After his travails with the tax-man, he had no intention of going into management again, planning to write and live on the royalties from his song-writing. But a year ago he was approached to manage the Western launch of a 17-year-old Russian girl called Alsou, who is already a sensation in her native country, and rose to the challenge.

His enthusiasm goes into overdrive when he talks about this. Her new single, he says, has the fastest-rising video since the first Britney Spears record on the teenage music channel the Box, which bases its chart on viewers' requests - "and you really can't rig that", he says, as if to allay any suggestion that he might have done. "OK, you can get your friends to phone up and get it into the 90s, but above number 70 it's unfixable."

Napier-Bell gives a satisfied smile. "Mark my words, she'll be top 5 in four weeks."

 


 

GREAT GIG, SHAME ABOUT THE SHOW-TRIAL 

DAILY TELEGRAPH - Caspar Llewellyn Smith - 2 April 2001

An account of pop that is bitchy, shrewd and worthy of its subject

IN APRIL 1985 Simon Napier-Bell took Wham! to Communist China. He had been managing George Michael and Andrew Ridgeley for two years by then and had helped to turn them into the most successful pop group in Britain. Now they were the first Western pop act to play Beijing.

Did it change anything? Not for the Chinese. A month later, Napier-Bell returned to the same city. A show trial was being staged in the arena in which the concert had been held. In Black Vinyl, White Powder, the Svengali writes:

A shifty bunch of officials sat on a podium passing judgement on a succession of hang-dog petty criminals . . . Most of them received the death penalty. They were then taken outside to a field near the river and given a bullet in the back of the head.

Happily enough, however, the gig proved good business for Wham!, not to mention the biggest hit of Napier-Bell's extraordinary career. The former public schoolboy fell in love with the music business in 1956 at the age of 17, when he landed a job as a roadie with the Johnny Dankworth Orchestra. Later he managed the Yardbirds and co-wrote Dusty Springfield's smash You Don't Have to Say You Love Me and in the 1970s discovered Marc Bolan. In the 1980s he turned the group Japan into stars by billing their singer David Sylvian as "the most beautiful man in the world" (against Sylvian's wishes). At the moment, he is grooming a teenage Russian singer for chart success.

Where most rock writers can only press their noses up against the windowpane, Napier-Bell is uniquely placed to write about what has gone on within the industry.
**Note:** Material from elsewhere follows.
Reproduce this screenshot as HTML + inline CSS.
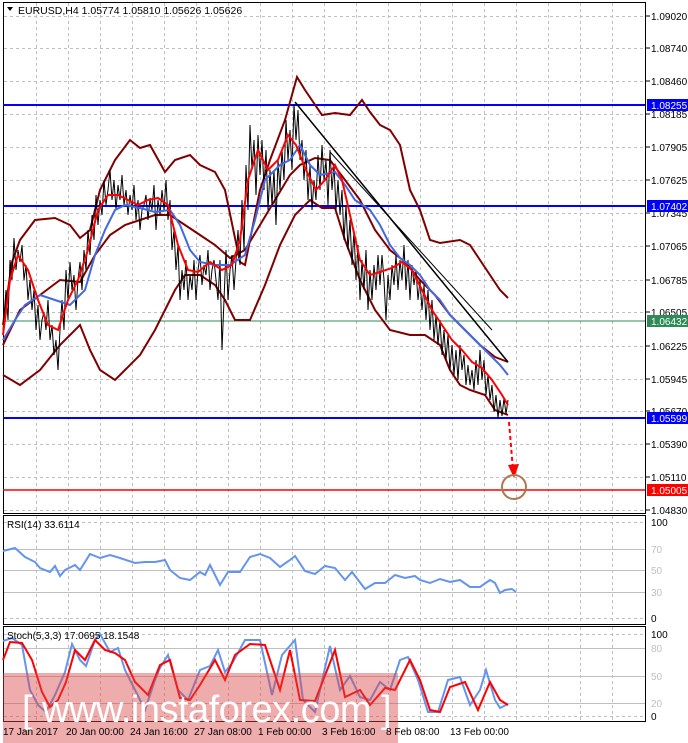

The author of a previous account of pop in the 1960s (named after the Springfield song), he has now produced a more ambitious history that is by turns bitchy, glib, fun and shrewd - pretty much like its subject.

The book begins with the impresario Larry Parnes and his stable of butch young stars, including Tommy Steele and Marty Wilde, and ends with a telling account of the latest batch of boy bands such as Boyzone. Napier-Bell highlights the homoerotic undercurrent which links the generations. It is no coincidence, he believes, that just as the music industry in America was driven by Jewish businessmen and black acts, in this country gay managers such as Parnes and the Rolling Stones' Andrew Oldham predominated: pop is all about the business of being an outsider. Besides, boys were always easier to manage than girls:

Their egos were bigger, they were more easily seduced by the rewards of success, and they didn't get pregnant.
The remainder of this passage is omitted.